RECORDED INFORMATION:
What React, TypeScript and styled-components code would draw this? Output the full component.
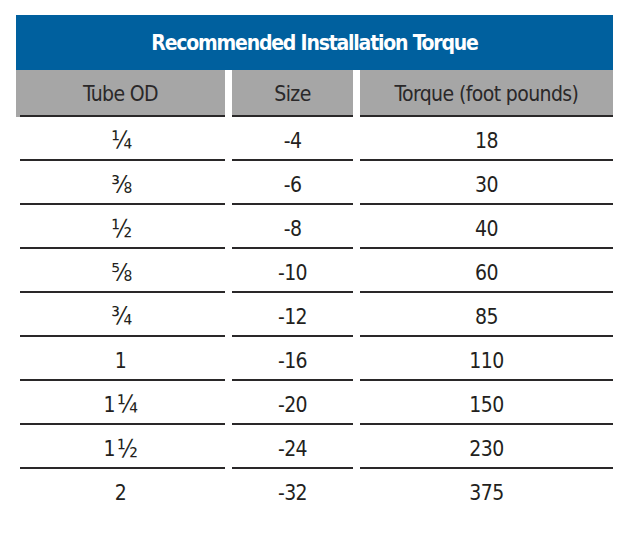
import React from 'react'
import styled, { createGlobalStyle } from 'styled-components'

const GlobalStyle = createGlobalStyle`
  html, body {
    margin: 0;
    padding: 0;
    background: #ffffff;
  }
  body {
    font-family: 'DejaVu Sans Condensed', 'Liberation Sans', sans-serif;
  }
`

const Page = styled.div`
  padding: 15px 20px 0 16px;
  width: 597px;
`

const Banner = styled.div`
  height: 55px;
  background: #00609e;
  color: #ffffff;
  display: flex;
  align-items: center;
  justify-content: center;
  font-weight: 700;
  font-size: 21px;
  letter-spacing: -1.2px;
  padding-top: 1px;
  box-sizing: border-box;
`

const Grid = styled.div`
  display: grid;
  grid-template-columns: 209px 121px 253px;
  column-gap: 7px;
`

const HeadCell = styled.div<{ $inset?: boolean }>`
  height: 47px;
  box-sizing: border-box;
  background: #a6a6a6;
  color: #2a2829;
  font-size: 21px;
  letter-spacing: -0.6px;
  display: flex;
  align-items: center;
  justify-content: center;
  position: relative;
  padding-top: 1px;

  &::after {
    content: '';
    position: absolute;
    left: ${({ $inset }) => ($inset ? '4px' : '0')};
    right: 0;
    bottom: 0;
    height: 2px;
    background: #2a2829;
  }
`

const Cell = styled.div<{ $inset?: boolean; $last?: boolean }>`
  height: 44px;
  box-sizing: border-box;
  color: #231f20;
  font-size: 21px;
  letter-spacing: -0.6px;
  display: flex;
  align-items: center;
  justify-content: center;
  padding-top: 3px;
  position: relative;

  &::after {
    content: '';
    display: ${({ $last }) => ($last ? 'none' : 'block')};
    position: absolute;
    left: ${({ $inset }) => ($inset ? '4px' : '0')};
    right: 0;
    bottom: 0;
    height: 2px;
    background: #2a2829;
  }
`

const Frac = styled.span`
  font-size: 24px;
  margin-left: 2px;
`

const rows: [string, string, string, string][] = [
  ['', '¼', '-4', '18'],
  ['', '⅜', '-6', '30'],
  ['', '½', '-8', '40'],
  ['', '⅝', '-10', '60'],
  ['', '¾', '-12', '85'],
  ['1', '', '-16', '110'],
  ['1', '¼', '-20', '150'],
  ['1', '½', '-24', '230'],
  ['2', '', '-32', '375'],
]

export default function App() {
  return (
    <>
      <GlobalStyle />
      <Page>
        <Banner>Recommended Installation Torque</Banner>
        <Grid>
          <HeadCell $inset>Tube OD</HeadCell>
          <HeadCell>Size</HeadCell>
          <HeadCell>Torque (foot pounds)</HeadCell>
          {rows.map(([whole, frac, size, torque], i) => {
            const last = i === rows.length - 1
            return (
              <React.Fragment key={size}>
                <Cell $inset $last={last}>
                  {whole}
                  {frac && <Frac>{frac}</Frac>}
                </Cell>
                <Cell $last={last}>{size}</Cell>
                <Cell $last={last}>{torque}</Cell>
              </React.Fragment>
            )
          })}
        </Grid>
      </Page>
    </>
  )
}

WHAT TO DO: Quote the material in full and exactly; do not carry over its pictures.

RESPONSE:
What React, TypeScript and styled-components code would draw this? Output the full component.
import React from 'react'
import styled, { createGlobalStyle } from 'styled-components'

const GlobalStyle = createGlobalStyle`
  html, body {
    margin: 0;
    padding: 0;
    background: #ffffff;
  }
  body {
    font-family: 'DejaVu Sans Condensed', 'Liberation Sans', sans-serif;
  }
`

const Page = styled.div`
  padding: 15px 20px 0 16px;
  width: 597px;
`

const Banner = styled.div`
  height: 55px;
  background: #00609e;
  color: #ffffff;
  display: flex;
  align-items: center;
  justify-content: center;
  font-weight: 700;
  font-size: 21px;
  letter-spacing: -1.2px;
  padding-top: 1px;
  box-sizing: border-box;
`

const Grid = styled.div`
  display: grid;
  grid-template-columns: 209px 121px 253px;
  column-gap: 7px;
`

const HeadCell = styled.div<{ $inset?: boolean }>`
  height: 47px;
  box-sizing: border-box;
  background: #a6a6a6;
  color: #2a2829;
  font-size: 21px;
  letter-spacing: -0.6px;
  display: flex;
  align-items: center;
  justify-content: center;
  position: relative;
  padding-top: 1px;

  &::after {
    content: '';
    position: absolute;
    left: ${({ $inset }) => ($inset ? '4px' : '0')};
    right: 0;
    bottom: 0;
    height: 2px;
    background: #2a2829;
  }
`

const Cell = styled.div<{ $inset?: boolean; $last?: boolean }>`
  height: 44px;
  box-sizing: border-box;
  color: #231f20;
  font-size: 21px;
  letter-spacing: -0.6px;
  display: flex;
  align-items: center;
  justify-content: center;
  padding-top: 3px;
  position: relative;

  &::after {
    content: '';
    display: ${({ $last }) => ($last ? 'none' : 'block')};
    position: absolute;
    left: ${({ $inset }) => ($inset ? '4px' : '0')};
    right: 0;
    bottom: 0;
    height: 2px;
    background: #2a2829;
  }
`

const Frac = styled.span`
  font-size: 24px;
  margin-left: 2px;
`

const rows: [string, string, string, string][] = [
  ['', '¼', '-4', '18'],
  ['', '⅜', '-6', '30'],
  ['', '½', '-8', '40'],
  ['', '⅝', '-10', '60'],
  ['', '¾', '-12', '85'],
  ['1', '', '-16', '110'],
  ['1', '¼', '-20', '150'],
  ['1', '½', '-24', '230'],
  ['2', '', '-32', '375'],
]

export default function App() {
  return (
    <>
      <GlobalStyle />
      <Page>
        <Banner>Recommended Installation Torque</Banner>
        <Grid>
          <HeadCell $inset>Tube OD</HeadCell>
          <HeadCell>Size</HeadCell>
          <HeadCell>Torque (foot pounds)</HeadCell>
          {rows.map(([whole, frac, size, torque], i) => {
            const last = i === rows.length - 1
            return (
              <React.Fragment key={size}>
                <Cell $inset $last={last}>
                  {whole}
                  {frac && <Frac>{frac}</Frac>}
                </Cell>
                <Cell $last={last}>{size}</Cell>
                <Cell $last={last}>{torque}</Cell>
              </React.Fragment>
            )
          })}
        </Grid>
      </Page>
    </>
  )
}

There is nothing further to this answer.